Material provided -
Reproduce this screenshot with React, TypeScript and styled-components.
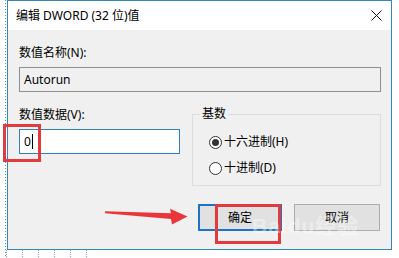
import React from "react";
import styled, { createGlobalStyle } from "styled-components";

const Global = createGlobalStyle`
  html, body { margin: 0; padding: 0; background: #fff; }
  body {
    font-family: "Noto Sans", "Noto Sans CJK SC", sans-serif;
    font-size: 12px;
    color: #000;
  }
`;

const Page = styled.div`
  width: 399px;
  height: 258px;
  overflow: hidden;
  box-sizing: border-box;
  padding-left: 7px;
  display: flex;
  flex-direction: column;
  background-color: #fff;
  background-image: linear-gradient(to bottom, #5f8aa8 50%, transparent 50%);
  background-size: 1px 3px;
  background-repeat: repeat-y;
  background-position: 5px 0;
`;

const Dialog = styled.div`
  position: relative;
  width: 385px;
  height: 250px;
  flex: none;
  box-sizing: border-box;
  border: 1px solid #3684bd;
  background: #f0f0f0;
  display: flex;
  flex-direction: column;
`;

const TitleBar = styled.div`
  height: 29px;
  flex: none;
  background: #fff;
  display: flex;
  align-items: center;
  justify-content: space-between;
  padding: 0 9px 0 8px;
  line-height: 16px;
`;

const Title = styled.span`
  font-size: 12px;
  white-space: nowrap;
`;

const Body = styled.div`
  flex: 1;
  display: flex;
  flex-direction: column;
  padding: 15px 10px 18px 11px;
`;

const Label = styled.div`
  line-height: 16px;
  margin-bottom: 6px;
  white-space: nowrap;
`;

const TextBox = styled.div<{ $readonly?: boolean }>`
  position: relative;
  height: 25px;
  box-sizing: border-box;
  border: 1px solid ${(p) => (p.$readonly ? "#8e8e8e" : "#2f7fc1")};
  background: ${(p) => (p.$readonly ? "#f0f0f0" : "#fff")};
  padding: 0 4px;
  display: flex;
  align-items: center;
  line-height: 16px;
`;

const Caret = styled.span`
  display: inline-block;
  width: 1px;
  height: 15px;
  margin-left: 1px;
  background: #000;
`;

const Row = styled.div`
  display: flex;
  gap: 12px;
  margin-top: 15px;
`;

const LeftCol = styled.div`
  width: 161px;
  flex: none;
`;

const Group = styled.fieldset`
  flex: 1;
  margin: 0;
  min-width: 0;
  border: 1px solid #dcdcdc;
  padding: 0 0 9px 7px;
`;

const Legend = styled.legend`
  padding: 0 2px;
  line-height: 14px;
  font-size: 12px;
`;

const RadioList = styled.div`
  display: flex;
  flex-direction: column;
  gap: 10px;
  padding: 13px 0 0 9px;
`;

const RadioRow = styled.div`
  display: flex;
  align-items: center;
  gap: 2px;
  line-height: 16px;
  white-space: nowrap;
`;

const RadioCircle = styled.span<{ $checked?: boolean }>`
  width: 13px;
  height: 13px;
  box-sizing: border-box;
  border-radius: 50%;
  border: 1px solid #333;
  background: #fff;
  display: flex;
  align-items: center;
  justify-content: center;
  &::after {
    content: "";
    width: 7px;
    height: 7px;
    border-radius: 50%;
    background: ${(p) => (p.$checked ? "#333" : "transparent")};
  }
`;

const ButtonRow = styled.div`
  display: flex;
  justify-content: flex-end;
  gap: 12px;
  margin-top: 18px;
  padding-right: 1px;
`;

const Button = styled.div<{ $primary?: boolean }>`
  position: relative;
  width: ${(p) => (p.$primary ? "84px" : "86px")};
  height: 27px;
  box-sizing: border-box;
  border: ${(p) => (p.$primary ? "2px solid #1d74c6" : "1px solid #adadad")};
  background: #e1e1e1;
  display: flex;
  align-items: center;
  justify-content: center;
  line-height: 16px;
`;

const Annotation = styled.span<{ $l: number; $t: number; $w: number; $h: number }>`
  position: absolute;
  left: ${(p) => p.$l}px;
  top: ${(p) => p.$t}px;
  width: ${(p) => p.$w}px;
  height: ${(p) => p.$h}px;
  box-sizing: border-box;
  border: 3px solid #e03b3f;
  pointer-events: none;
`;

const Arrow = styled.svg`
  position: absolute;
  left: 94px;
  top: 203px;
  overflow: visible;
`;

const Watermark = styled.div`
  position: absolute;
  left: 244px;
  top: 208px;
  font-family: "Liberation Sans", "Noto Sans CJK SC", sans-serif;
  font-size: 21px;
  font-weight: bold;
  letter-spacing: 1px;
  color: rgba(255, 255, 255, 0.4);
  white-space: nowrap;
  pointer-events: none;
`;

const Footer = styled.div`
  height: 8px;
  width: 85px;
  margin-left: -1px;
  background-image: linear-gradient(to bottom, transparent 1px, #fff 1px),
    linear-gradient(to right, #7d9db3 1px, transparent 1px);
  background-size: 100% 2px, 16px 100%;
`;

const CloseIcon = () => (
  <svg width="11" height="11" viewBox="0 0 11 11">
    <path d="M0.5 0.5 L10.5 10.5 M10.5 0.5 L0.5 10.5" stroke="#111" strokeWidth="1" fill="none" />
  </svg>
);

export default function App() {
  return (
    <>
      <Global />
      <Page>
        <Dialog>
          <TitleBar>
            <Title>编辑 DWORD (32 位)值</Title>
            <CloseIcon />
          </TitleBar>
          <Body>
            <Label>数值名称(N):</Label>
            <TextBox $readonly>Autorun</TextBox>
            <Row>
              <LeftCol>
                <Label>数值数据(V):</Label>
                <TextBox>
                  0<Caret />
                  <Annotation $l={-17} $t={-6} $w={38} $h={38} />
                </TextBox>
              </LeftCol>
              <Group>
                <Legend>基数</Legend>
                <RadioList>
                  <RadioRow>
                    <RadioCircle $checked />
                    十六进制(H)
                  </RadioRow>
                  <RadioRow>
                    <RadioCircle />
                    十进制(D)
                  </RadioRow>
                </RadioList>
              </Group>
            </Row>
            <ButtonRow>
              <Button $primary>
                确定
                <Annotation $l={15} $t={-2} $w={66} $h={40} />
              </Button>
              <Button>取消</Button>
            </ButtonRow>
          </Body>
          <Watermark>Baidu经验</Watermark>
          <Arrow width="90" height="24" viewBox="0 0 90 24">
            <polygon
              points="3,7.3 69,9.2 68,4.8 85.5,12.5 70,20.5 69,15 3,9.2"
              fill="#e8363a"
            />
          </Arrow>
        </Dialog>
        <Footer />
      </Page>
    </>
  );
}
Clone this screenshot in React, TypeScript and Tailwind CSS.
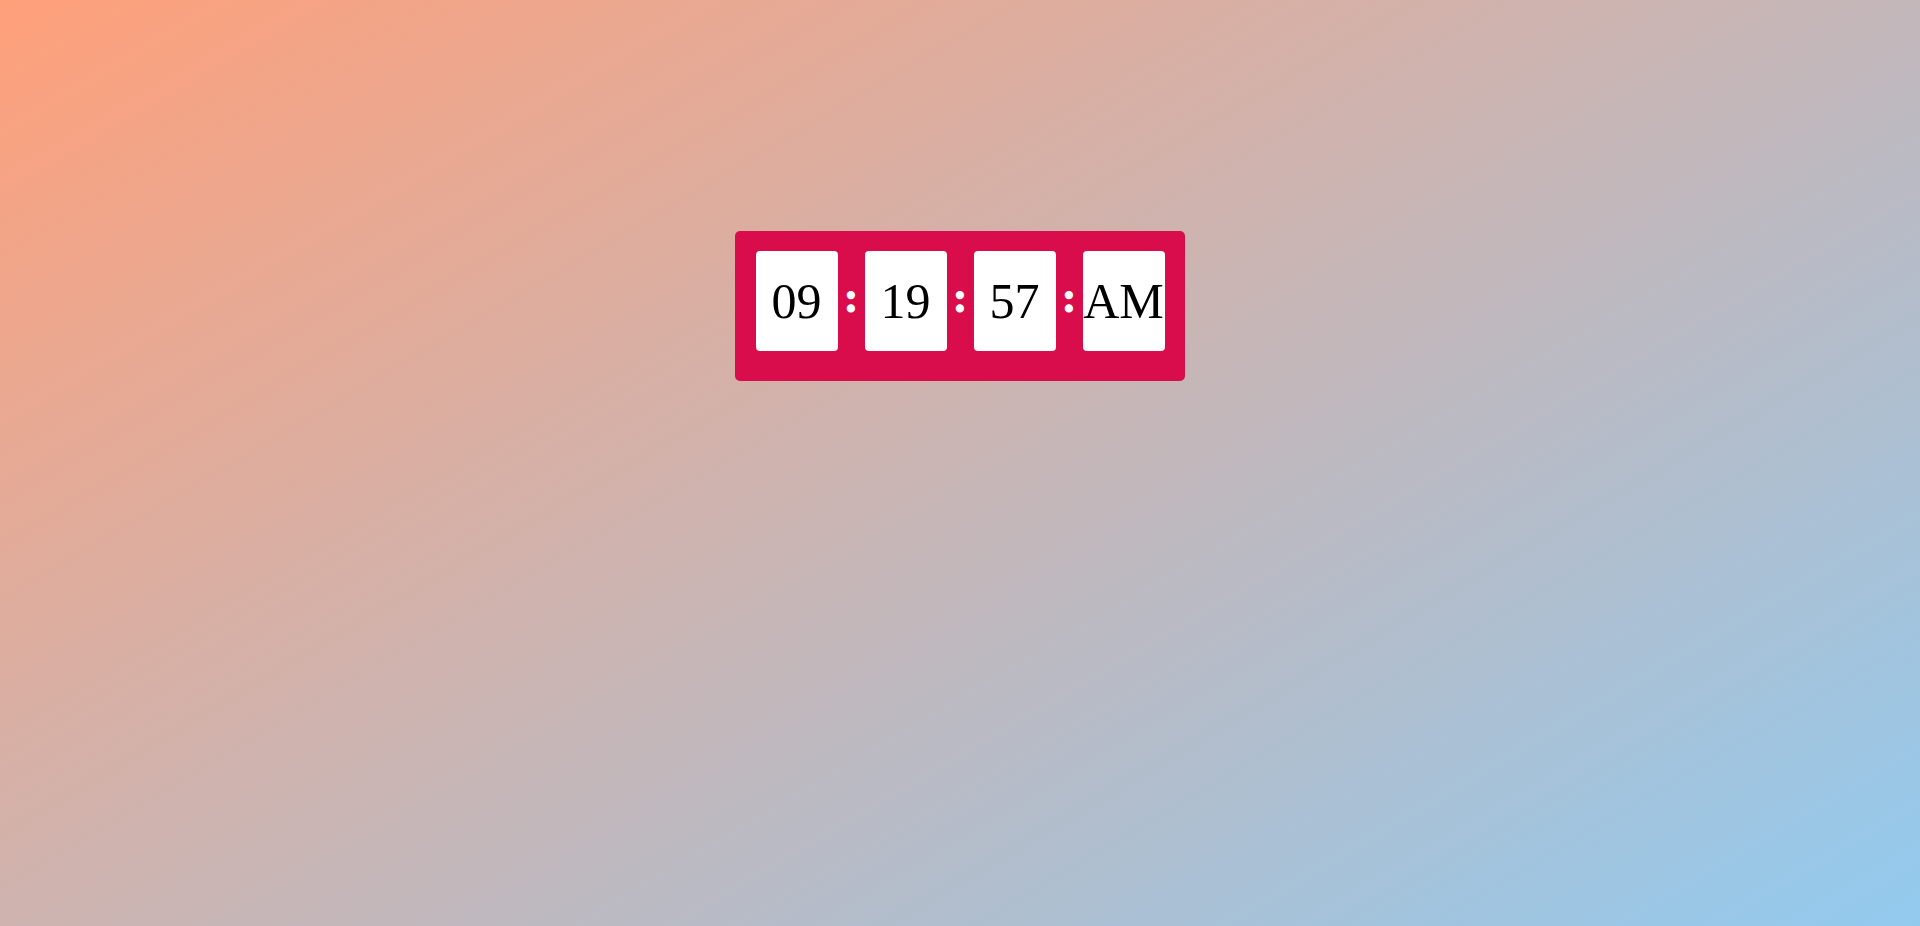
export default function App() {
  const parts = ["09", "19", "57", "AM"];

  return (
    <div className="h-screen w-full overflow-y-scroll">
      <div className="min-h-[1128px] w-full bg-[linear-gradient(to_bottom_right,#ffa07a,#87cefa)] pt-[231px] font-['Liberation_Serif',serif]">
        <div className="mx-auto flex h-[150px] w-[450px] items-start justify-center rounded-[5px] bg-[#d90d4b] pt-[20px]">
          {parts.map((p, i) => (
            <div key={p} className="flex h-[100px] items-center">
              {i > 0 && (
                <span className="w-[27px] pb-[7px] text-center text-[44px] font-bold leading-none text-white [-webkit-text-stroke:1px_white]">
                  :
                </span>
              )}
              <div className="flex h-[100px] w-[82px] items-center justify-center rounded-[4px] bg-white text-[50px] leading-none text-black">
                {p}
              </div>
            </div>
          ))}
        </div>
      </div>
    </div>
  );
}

Exercise task - Beginning at the line that contains "Clone this screenshot", copy each remaining line of the records exactly, through the final one. Omit the pictures.

Answer to the problem -
Clone this screenshot in React, TypeScript and Tailwind CSS.
export default function App() {
  const parts = ["09", "19", "57", "AM"];

  return (
    <div className="h-screen w-full overflow-y-scroll">
      <div className="min-h-[1128px] w-full bg-[linear-gradient(to_bottom_right,#ffa07a,#87cefa)] pt-[231px] font-['Liberation_Serif',serif]">
        <div className="mx-auto flex h-[150px] w-[450px] items-start justify-center rounded-[5px] bg-[#d90d4b] pt-[20px]">
          {parts.map((p, i) => (
            <div key={p} className="flex h-[100px] items-center">
              {i > 0 && (
                <span className="w-[27px] pb-[7px] text-center text-[44px] font-bold leading-none text-white [-webkit-text-stroke:1px_white]">
                  :
                </span>
              )}
              <div className="flex h-[100px] w-[82px] items-center justify-center rounded-[4px] bg-white text-[50px] leading-none text-black">
                {p}
              </div>
            </div>
          ))}
        </div>
      </div>
    </div>
  );
}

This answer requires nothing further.